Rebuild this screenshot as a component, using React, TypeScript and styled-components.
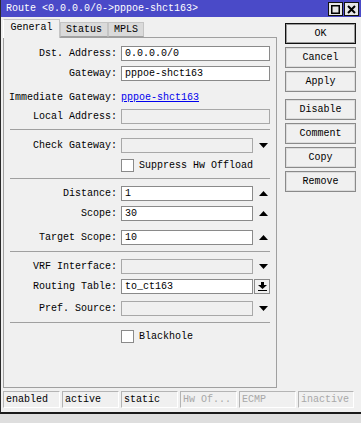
import * as React from 'react';
import styled, { createGlobalStyle } from 'styled-components';

const GlobalStyle = createGlobalStyle`
  html, body {
    margin: 0;
    padding: 0;
    background: #dedede;
  }
  body {
    font-family: "Liberation Mono", "DejaVu Sans Mono", monospace;
    font-size: 10px;
    color: #000;
  }
`;

const Window = styled.div`
  width: 361px;
  height: 414px;
  box-sizing: border-box;
  background: #f0f0f0;
  border-left: 1px solid #2a2a2a;
  border-bottom: 2px solid #1a1a1a;
  display: flex;
  flex-direction: column;
`;

const TitleBar = styled.div`
  height: 17px;
  flex-shrink: 0;
  background: #4a4ac8;
  color: #fff;
  display: flex;
  align-items: center;
  justify-content: space-between;
  padding-left: 5px;
  padding-right: 2px;
  .caption {
    white-space: pre;
    line-height: 17px;
  }
  .controls {
    display: flex;
    gap: 1px;
    align-self: flex-start;
    margin-top: 2px;
  }
`;

const TitleButton = styled.div`
  width: 13px;
  height: 12px;
  background: #e6e6e6;
  border: 1px solid #111;
  display: flex;
  align-items: center;
  justify-content: center;
`;

const Main = styled.div`
  display: flex;
  padding-top: 2px;
  padding-left: 2px;
`;

const LeftColumn = styled.div`
  width: 274px;
  display: flex;
  flex-direction: column;
`;

const TabStrip = styled.div`
  display: flex;
  align-items: flex-end;
  height: 18px;
  position: relative;
  z-index: 1;
`;

const Tab = styled.div<{ $active?: boolean; $w: number }>`
  width: ${p => p.$w}px;
  box-sizing: border-box;
  height: ${p => (p.$active ? 19 : 15)}px;
  margin-bottom: ${p => (p.$active ? -1 : 0)}px;
  background: ${p => (p.$active ? '#f0f0f0' : '#dadada')};
  border: 1px solid #c4c4c4;
  border-bottom: ${p => (p.$active ? 'none' : '1px solid #a0a0a0')};
  border-left-color: ${p => (p.$active ? '#ffffff' : '#c4c4c4')};
  display: flex;
  align-items: center;
  justify-content: center;
  padding-bottom: ${p => (p.$active ? 3 : 0)}px;
`;

const Panel = styled.div`
  height: 351px;
  box-sizing: border-box;
  border: 1px solid #a0a0a0;
  display: flex;
  flex-direction: column;
`;

const Row = styled.div<{ $top: number }>`
  display: flex;
  align-items: center;
  height: 15px;
  margin-top: ${p => p.$top}px;
`;

const Label = styled.div`
  width: 113px;
  margin-right: 4px;
  text-align: right;
  white-space: pre;
`;

const Input = styled.div<{ $w: number; $disabled?: boolean }>`
  width: ${p => p.$w}px;
  height: 15px;
  box-sizing: border-box;
  background: ${p => (p.$disabled ? '#f0f0f0' : '#ffffff')};
  border: 1px solid ${p => (p.$disabled ? '#a8a8a8' : '#8a8a8a')};
  padding-left: 3px;
  line-height: 13px;
  white-space: pre;
`;

const ArrowSlot = styled.div`
  width: 18px;
  height: 15px;
  display: flex;
  align-items: center;
  padding-left: 6px;
  box-sizing: border-box;
`;

const SmallButton = styled.div`
  width: 16px;
  height: 15px;
  margin-left: 1px;
  box-sizing: border-box;
  border: 1px solid #8a8a8a;
  background: #f0f0f0;
  display: flex;
  align-items: center;
  justify-content: center;
`;

const Link = styled.span`
  color: #0000ee;
  text-decoration: underline;
`;

const Separator = styled.div<{ $top: number }>`
  margin-top: ${p => p.$top}px;
  margin-left: 6px;
  width: 260px;
  height: 1px;
  background: #a0a0a0;
`;

const CheckRow = styled.label<{ $top: number }>`
  display: flex;
  align-items: center;
  height: 13px;
  margin-top: ${p => p.$top}px;
  margin-left: 117px;
  gap: 5px;
`;

const CheckBox = styled.span`
  width: 13px;
  height: 13px;
  box-sizing: border-box;
  border: 1px solid #8a8a8a;
  background: #fff;
`;

const ButtonColumn = styled.div`
  margin-left: 8px;
  padding-top: 4px;
  display: flex;
  flex-direction: column;
`;

const Button = styled.div<{ $default?: boolean; $gap: number }>`
  width: 71px;
  height: 21px;
  box-sizing: border-box;
  margin-top: ${p => p.$gap}px;
  border: 1px solid ${p => (p.$default ? '#111' : '#8a8a8a')};
  box-shadow: inset 0 0 0 1px ${p => (p.$default ? '#9a9a9a' : '#dcdcdc')};
  background: #f0f0f0;
  display: flex;
  align-items: center;
  justify-content: center;
`;

const StatusBar = styled.div`
  display: flex;
  gap: 2px;
  margin-top: 3px;
  padding-left: 2px;
`;

const StatusCell = styled.div<{ $dim?: boolean; $w?: number }>`
  width: ${p => p.$w ?? 57}px;
  height: 17px;
  box-sizing: border-box;
  border: 1px solid #b4b4b4;
  border-right-color: #ffffff;
  border-bottom-color: #ffffff;
  padding-left: 2px;
  line-height: 15px;
  color: ${p => (p.$dim ? '#a8a8a8' : '#000')};
  white-space: pre;
  overflow: hidden;
`;

const Down = () => (
  <svg width="9" height="5" viewBox="0 0 9 5">
    <polygon points="0,0 9,0 4.5,5" fill="#000" />
  </svg>
);

const Up = () => (
  <svg width="9" height="5" viewBox="0 0 9 5">
    <polygon points="0,5 9,5 4.5,0" fill="#000" />
  </svg>
);

const UnsetIcon = () => (
  <svg width="9" height="9" viewBox="0 0 9 9">
    <rect x="3" y="0" width="3" height="3" fill="#000" />
    <polygon points="0,3 9,3 4.5,7" fill="#000" />
    <rect x="0" y="8" width="9" height="1" fill="#000" />
  </svg>
);

const buttons = [
  { text: 'OK', gap: 0, def: true },
  { text: 'Cancel', gap: 3 },
  { text: 'Apply', gap: 3 },
  { text: 'Disable', gap: 7 },
  { text: 'Comment', gap: 3 },
  { text: 'Copy', gap: 3 },
  { text: 'Remove', gap: 3 },
];

const App = () => {
  return (
    <>
      <GlobalStyle />
      <Window>
        <TitleBar>
          <span className='caption'>Route &lt;0.0.0.0/0-&gt;pppoe-shct163&gt;</span>
          <div className='controls'>
            <TitleButton>
              <svg width="9" height="9" viewBox="0 0 9 9">
                <rect x="0.75" y="0.75" width="7.5" height="7.5" fill="none" stroke="#000" strokeWidth="1.5" />
              </svg>
            </TitleButton>
            <TitleButton>
              <svg width="9" height="9" viewBox="0 0 9 9">
                <path d="M1 1 L8 8 M8 1 L1 8" stroke="#000" strokeWidth="2" />
              </svg>
            </TitleButton>
          </div>
        </TitleBar>
        <Main>
          <LeftColumn>
            <TabStrip>
              <Tab $active $w={57}>General</Tab>
              <Tab $w={48}>Status</Tab>
              <Tab $w={36}>MPLS</Tab>
            </TabStrip>
            <Panel>
              <Row $top={8}>
                <Label>Dst. Address:</Label>
                <Input $w={149}>0.0.0.0/0</Input>
              </Row>
              <Row $top={5}>
                <Label>Gateway:</Label>
                <Input $w={149}>pppoe-shct163</Input>
              </Row>
              <Row $top={9}>
                <Label>Immediate Gateway:</Label>
                <Link>pppoe-shct163</Link>
              </Row>
              <Row $top={4}>
                <Label>Local Address:</Label>
                <Input $w={149} $disabled />
              </Row>
              <Separator $top={5} />
              <Row $top={8}>
                <Label>Check Gateway:</Label>
                <Input $w={132} $disabled />
                <ArrowSlot><Down /></ArrowSlot>
              </Row>
              <CheckRow $top={6}>
                <CheckBox />
                <span>Suppress Hw Offload</span>
              </CheckRow>
              <Separator $top={6} />
              <Row $top={7}>
                <Label>Distance:</Label>
                <Input $w={132}>1</Input>
                <ArrowSlot><Up /></ArrowSlot>
              </Row>
              <Row $top={5}>
                <Label>Scope:</Label>
                <Input $w={132}>30</Input>
                <ArrowSlot><Up /></ArrowSlot>
              </Row>
              <Row $top={9}>
                <Label>Target Scope:</Label>
                <Input $w={132}>10</Input>
                <ArrowSlot><Up /></ArrowSlot>
              </Row>
              <Separator $top={6} />
              <Row $top={7}>
                <Label>VRF Interface:</Label>
                <Input $w={132} $disabled />
                <ArrowSlot><Down /></ArrowSlot>
              </Row>
              <Row $top={5}>
                <Label>Routing Table:</Label>
                <Input $w={132}>to_ct163</Input>
                <SmallButton><UnsetIcon /></SmallButton>
              </Row>
              <Row $top={7}>
                <Label>Pref. Source:</Label>
                <Input $w={132} $disabled />
                <ArrowSlot><Down /></ArrowSlot>
              </Row>
              <Separator $top={6} />
              <CheckRow $top={7}>
                <CheckBox />
                <span>Blackhole</span>
              </CheckRow>
            </Panel>
          </LeftColumn>
          <ButtonColumn>
            {buttons.map(b => (
              <Button key={b.text} $gap={b.gap} $default={b.def}>{b.text}</Button>
            ))}
          </ButtonColumn>
        </Main>
        <StatusBar>
          <StatusCell>enabled</StatusCell>
          <StatusCell>active</StatusCell>
          <StatusCell>static</StatusCell>
          <StatusCell $dim>Hw Of...</StatusCell>
          <StatusCell $dim>ECMP</StatusCell>
          <StatusCell $dim $w={56}>inactive</StatusCell>
        </StatusBar>
      </Window>
    </>
  );
};

export default App;
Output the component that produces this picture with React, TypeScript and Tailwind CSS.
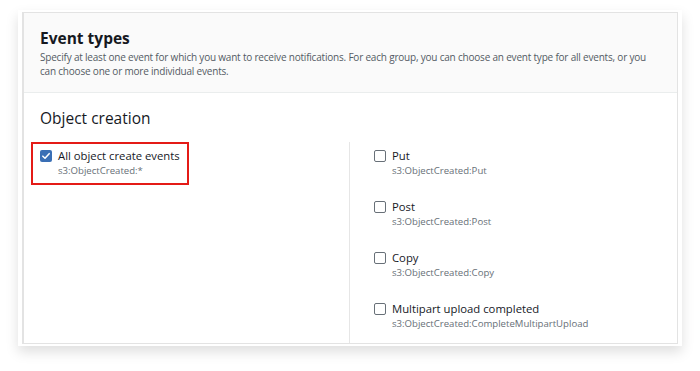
import React from 'react'

const events = [
  { name: 'Put', code: 's3:ObjectCreated:Put' },
  { name: 'Post', code: 's3:ObjectCreated:Post' },
  { name: 'Copy', code: 's3:ObjectCreated:Copy' },
  { name: 'Multipart upload completed', code: 's3:ObjectCreated:CompleteMultipartUpload' }
]

const Box = ({ checked }: { checked?: boolean }) =>
  checked ? (
    <span className="mt-[1px] flex h-[12px] w-[12px] shrink-0 items-center justify-center rounded-[2px] bg-[#3a6fb5]">
      <svg viewBox="0 0 12 12" className="h-[10px] w-[10px]">
        <path d="M2.2 6.2 4.8 8.7 9.8 3.2" fill="none" stroke="#fff" strokeWidth="1.8" strokeLinecap="round" strokeLinejoin="round" />
      </svg>
    </span>
  ) : (
    <span className="mt-[1px] block h-[12px] w-[12px] shrink-0 rounded-[2px] border border-[#687078] bg-white" />
  )

const Option = ({ name, code, checked }: { name: string; code: string; checked?: boolean }) => (
  <div className="flex gap-[6px]">
    <Box checked={checked} />
    <div className="flex flex-col">
      <span className="text-[11.3px] leading-[14px] font-medium text-[#16191f]">{name}</span>
      <span className="mt-[2px] text-[9.6px] leading-[12px] text-[#687078]">{code}</span>
    </div>
  </div>
)

export default function App() {
  return (
    <div className="h-[371px] w-[700px] bg-white pt-[10px] pl-[18px]" style={{ fontFamily: '"Open Sans", "Noto Sans", sans-serif' }}>
      <div className="h-[336px] w-[664px] bg-white px-[4px] pt-[2px] pb-[2px] shadow-[0_6px_12px_rgba(0,0,0,0.13)]">
        <div className="flex h-full flex-col border border-l-2 border-[#e3e3e3] bg-white">
          <div className="border-b border-[#eaeded] bg-[#fafafa] pt-[14px] pr-[20px] pb-[14px] pl-[16px]">
            <h2 className="text-[15.5px] leading-[22px] font-bold text-[#16191f]">Event types</h2>
            <p className="mt-[1px] text-[10px] leading-[14px] tracking-[-0.2px] text-[#545b64]">
              Specify at least one event for which you want to receive notifications. For each group, you can choose an event type for all events, or you can choose one or more individual events.
            </p>
          </div>
          <div className="flex flex-1 flex-col pt-[14px] pl-[16px]">
            <h3 className="text-[15.5px] leading-[22px] text-[#16191f]">Object creation</h3>
            <div className="mt-[13px] flex flex-1">
              <div className="w-[309px]">
                <div className="-ml-[9px] w-[158px] border-2 border-[#e41b17] pt-[5px] pb-[6px] pl-[7px]">
                  <Option name="All object create events" code="s3:ObjectCreated:*" checked />
                </div>
              </div>
              <div className="flex flex-col gap-[23px] border-l border-[#e6e6e6] pt-[7px] pl-[24px]">
                {events.map((e) => (
                  <Option key={e.name} name={e.name} code={e.code} />
                ))}
              </div>
            </div>
          </div>
        </div>
      </div>
    </div>
  )
}
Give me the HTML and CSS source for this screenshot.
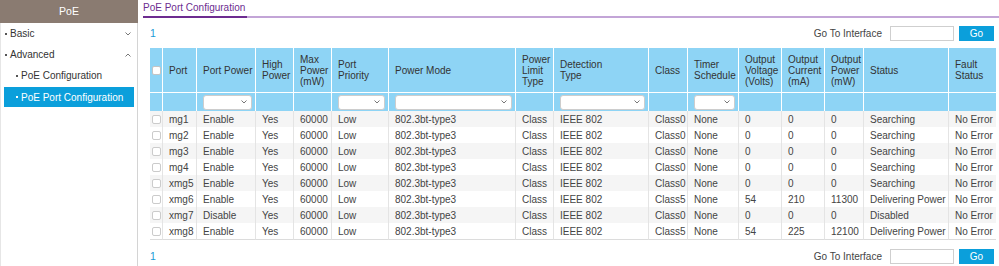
FILE: index.html
```html
<!DOCTYPE html>
<html>
<head>
<meta charset="utf-8">
<link rel="stylesheet" href="styles.css">
</head>
<body>
<div class="layout">
  <aside class="sidebar">
    <div class="side-head">PoE</div>
    <div class="side-body">
      <div class="nav-item lvl1"><span class="dot"></span><span class="label">Basic</span>
        <svg class="chev" width="6" height="4" viewBox="0 0 6 4"><path d="M0.5 0.5 L3 3 L5.5 0.5" fill="none" stroke="#777" stroke-width="1"/></svg></div>
      <div class="nav-item lvl1"><span class="dot"></span><span class="label">Advanced</span>
        <svg class="chev" width="6" height="4" viewBox="0 0 6 4"><path d="M0.5 3.5 L3 1 L5.5 3.5" fill="none" stroke="#777" stroke-width="1"/></svg></div>
      <div class="nav-item lvl2"><span class="dot"></span><span class="label">PoE Configuration</span></div>
      <div class="nav-item lvl2 active"><span class="dot"></span><span class="label">PoE Port Configuration</span></div>
    </div>
  </aside>
  <main class="main">
    <div class="tabbar"><div class="tab">PoE Port Configuration</div></div>
    <div class="content">
      <div class="toolbar">
        <span class="page">1</span>
        <div class="goto"><span>Go To Interface</span><span class="gin"></span><span class="gobtn">Go</span></div>
      </div>
      <table class="grid">
        <colgroup>
          <col class="c13"><col class="c34"><col class="c59"><col class="c38"><col class="c38"><col class="c57"><col class="c127"><col class="c38"><col class="c95"><col class="c39"><col class="c51"><col class="c43"><col class="c43"><col class="c39"><col class="c85"><col class="c47">
        </colgroup>
        <thead>
          <tr class="hrow">
            <th class="cbc"><span class="cb hcb"></span></th>
            <th>Port</th><th>Port Power</th><th>High Power</th><th>Max Power (mW)</th><th>Port Priority</th><th>Power Mode</th><th>Power Limit Type</th><th>Detection<br>Type</th><th>Class</th><th>Timer Schedule</th><th>Output Voltage (Volts)</th><th>Output Current (mA)</th><th>Output Power (mW)</th><th>Status</th><th>Fault Status</th>
          </tr>
          <tr class="frow">
            <th></th><th></th>
            <th><div class="sel"><svg width="6" height="4" viewBox="0 0 6 4"><path d="M0.5 0.5 L3 3 L5.5 0.5" fill="none" stroke="#777"/></svg></div></th>
            <th></th><th></th>
            <th><div class="sel"><svg width="6" height="4" viewBox="0 0 6 4"><path d="M0.5 0.5 L3 3 L5.5 0.5" fill="none" stroke="#777"/></svg></div></th>
            <th><div class="sel"><svg width="6" height="4" viewBox="0 0 6 4"><path d="M0.5 0.5 L3 3 L5.5 0.5" fill="none" stroke="#777"/></svg></div></th>
            <th></th>
            <th><div class="sel"><svg width="6" height="4" viewBox="0 0 6 4"><path d="M0.5 0.5 L3 3 L5.5 0.5" fill="none" stroke="#777"/></svg></div></th>
            <th></th>
            <th><div class="sel"><svg width="6" height="4" viewBox="0 0 6 4"><path d="M0.5 0.5 L3 3 L5.5 0.5" fill="none" stroke="#777"/></svg></div></th>
            <th></th><th></th><th></th><th></th><th></th>
          </tr>
        </thead>
        <tbody>
          <tr><td class="cbc"><span class="cb"></span></td><td>mg1</td><td>Enable</td><td>Yes</td><td>60000</td><td>Low</td><td>802.3bt-type3</td><td>Class</td><td>IEEE 802</td><td>Class0</td><td>None</td><td>0</td><td>0</td><td>0</td><td>Searching</td><td>No Error</td></tr>
          <tr><td class="cbc"><span class="cb"></span></td><td>mg2</td><td>Enable</td><td>Yes</td><td>60000</td><td>Low</td><td>802.3bt-type3</td><td>Class</td><td>IEEE 802</td><td>Class0</td><td>None</td><td>0</td><td>0</td><td>0</td><td>Searching</td><td>No Error</td></tr>
          <tr><td class="cbc"><span class="cb"></span></td><td>mg3</td><td>Enable</td><td>Yes</td><td>60000</td><td>Low</td><td>802.3bt-type3</td><td>Class</td><td>IEEE 802</td><td>Class0</td><td>None</td><td>0</td><td>0</td><td>0</td><td>Searching</td><td>No Error</td></tr>
          <tr><td class="cbc"><span class="cb"></span></td><td>mg4</td><td>Enable</td><td>Yes</td><td>60000</td><td>Low</td><td>802.3bt-type3</td><td>Class</td><td>IEEE 802</td><td>Class0</td><td>None</td><td>0</td><td>0</td><td>0</td><td>Searching</td><td>No Error</td></tr>
          <tr><td class="cbc"><span class="cb"></span></td><td>xmg5</td><td>Enable</td><td>Yes</td><td>60000</td><td>Low</td><td>802.3bt-type3</td><td>Class</td><td>IEEE 802</td><td>Class0</td><td>None</td><td>0</td><td>0</td><td>0</td><td>Searching</td><td>No Error</td></tr>
          <tr><td class="cbc"><span class="cb"></span></td><td>xmg6</td><td>Enable</td><td>Yes</td><td>60000</td><td>Low</td><td>802.3bt-type3</td><td>Class</td><td>IEEE 802</td><td>Class5</td><td>None</td><td>54</td><td>210</td><td>11300</td><td>Delivering Power</td><td>No Error</td></tr>
          <tr><td class="cbc"><span class="cb"></span></td><td>xmg7</td><td>Disable</td><td>Yes</td><td>60000</td><td>Low</td><td>802.3bt-type3</td><td>Class</td><td>IEEE 802</td><td>Class0</td><td>None</td><td>0</td><td>0</td><td>0</td><td>Disabled</td><td>No Error</td></tr>
          <tr><td class="cbc"><span class="cb"></span></td><td>xmg8</td><td>Enable</td><td>Yes</td><td>60000</td><td>Low</td><td>802.3bt-type3</td><td>Class</td><td>IEEE 802</td><td>Class5</td><td>None</td><td>54</td><td>225</td><td>12100</td><td>Delivering Power</td><td>No Error</td></tr>
        </tbody>
      </table>
      <div class="toolbar bottom">
        <span class="page">1</span>
        <div class="goto"><span>Go To Interface</span><span class="gin"></span><span class="gobtn">Go</span></div>
      </div>
    </div>
  </main>
</div>
</body>
</html>
```
FILE: styles.css
```css
html, body {
  margin: 0;
  padding: 0;
  background: #fff;
}
body {
  font-family: "Liberation Sans", Arial, Helvetica, sans-serif;
  font-size: 10px;
  color: #333;
  overflow: hidden;
}
.layout {
  display: flex;
  height: 266px;
}
.sidebar {
  width: 138px;
  flex: none;
  display: flex;
  flex-direction: column;
}
.side-head {
  height: 23px;
  line-height: 23px;
  background: #8a7b71;
  color: #fff;
  text-align: center;
  font-size: 10.5px;
}
.side-body {
  flex: 1;
  border-left: 1px solid #e6e6e6;
  border-right: 1px solid #d4d4d4;
  padding: 0 3px;
}
.nav-item {
  height: 21px;
  display: flex;
  align-items: center;
  color: #333;
  font-size: 10px;
}
.nav-item .dot {
  width: 2px;
  height: 2px;
  background: #555;
  margin-right: 3px;
  flex: none;
}
.lvl1 { padding-left: 1px; }
.lvl2 { padding-left: 12px; }
.chev {
  margin-left: auto;
  margin-right: 3px;
}
.nav-item.active {
  height: 20px;
  margin-top: 1px;
  background: #0b9fdb;
  color: #fff;
}
.nav-item.active .dot { background: #fff; }

.main {
  flex: 1;
  min-width: 0;
  margin-left: 5px;
}
.tabbar {
  display: flex;
  height: 18px;
  box-sizing: border-box;
  border-bottom: 2px solid #c3a5d7;
}
.tab {
  height: 18px;
  box-sizing: border-box;
  line-height: 16px;
  padding: 0 2px 0 0;
  border-bottom: 2px solid #6d2c90;
  color: #6d2c90;
  font-size: 10px;
}
.content {
  padding: 0 3px 0 7px;
}
.toolbar {
  margin-top: 7px;
  height: 16px;
  display: flex;
  align-items: center;
  justify-content: space-between;
}
.toolbar.bottom { margin-top: 8px; }
.page {
  color: #1b9ad6;
  font-size: 10.5px;
}
.goto {
  display: flex;
  align-items: center;
  margin-right: 2px;
  color: #444;
}
.gin {
  width: 64px;
  height: 15px;
  box-sizing: border-box;
  border: 1px solid #cfcfcf;
  background: #fff;
  margin-left: 8px;
}
.gobtn {
  width: 35px;
  height: 15px;
  margin-left: 5px;
  background: #0b9fdb;
  color: #fff;
  display: flex;
  align-items: center;
  justify-content: center;
}

.grid {
  margin-top: 7px;
  width: 846px;
  table-layout: fixed;
  border-collapse: separate;
  border-spacing: 0;
}
.c13 { width: 13px; } .c34 { width: 34px; } .c59 { width: 59px; }
.c38 { width: 38px; } .c57 { width: 57px; } .c127 { width: 127px; }
.c95 { width: 95px; } .c39 { width: 39px; } .c51 { width: 51px; }
.c43 { width: 43px; } .c85 { width: 85px; } .c47 { width: 47px; }

.grid th, .grid td {
  box-sizing: border-box;
}
.grid th {
  background: #8ed4f5;
  border-right: 1px solid #fff;
  font-weight: normal;
  text-align: left;
  vertical-align: middle;
  padding: 0 2px 0 6px;
  line-height: 11px;
  color: #333;
}
.grid th:last-child { border-right: none; }
.hrow th {
  height: 45px;
  border-bottom: 1px solid #fff;
}
.frow th { height: 18px; padding: 0 3px 0 6px; }
.grid th.cbc, .grid td.cbc { padding: 0; text-align: center; }
.sel {
  height: 15px;
  box-sizing: border-box;
  border: 1px solid #cdcdcd;
  border-radius: 3px;
  background: #fff;
  display: flex;
  align-items: center;
  justify-content: flex-end;
  padding-right: 4px;
}
.cb {
  display: inline-block;
  width: 9px;
  height: 9px;
  box-sizing: border-box;
  border: 1px solid #cbcbcb;
  border-radius: 2px;
  background: #fff;
  vertical-align: middle;
}
.hcb { border-color: #c4c4c4; }
.grid td {
  height: 16px;
  padding: 0 1px 0 6px;
  line-height: 15px;
  white-space: nowrap;
  color: #444;
  border-right: 1px solid #e4e4e4;
}
.grid td:last-child { border-right: none; }
.grid tbody tr:nth-child(odd) td { background: #f5f5f5; }
.grid tbody tr:last-child td { border-bottom: 1px solid #dcdcdc; height: 17px; }
```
==============================
_Exercise_
Lines holding the word "TypeScript" in the entries above are the ones to pull out. Copy them all.

_Task response_
Rebuild this screenshot as a component, using React, TypeScript and styled-components.
Output the component that produces this picture with React, TypeScript and Tailwind CSS.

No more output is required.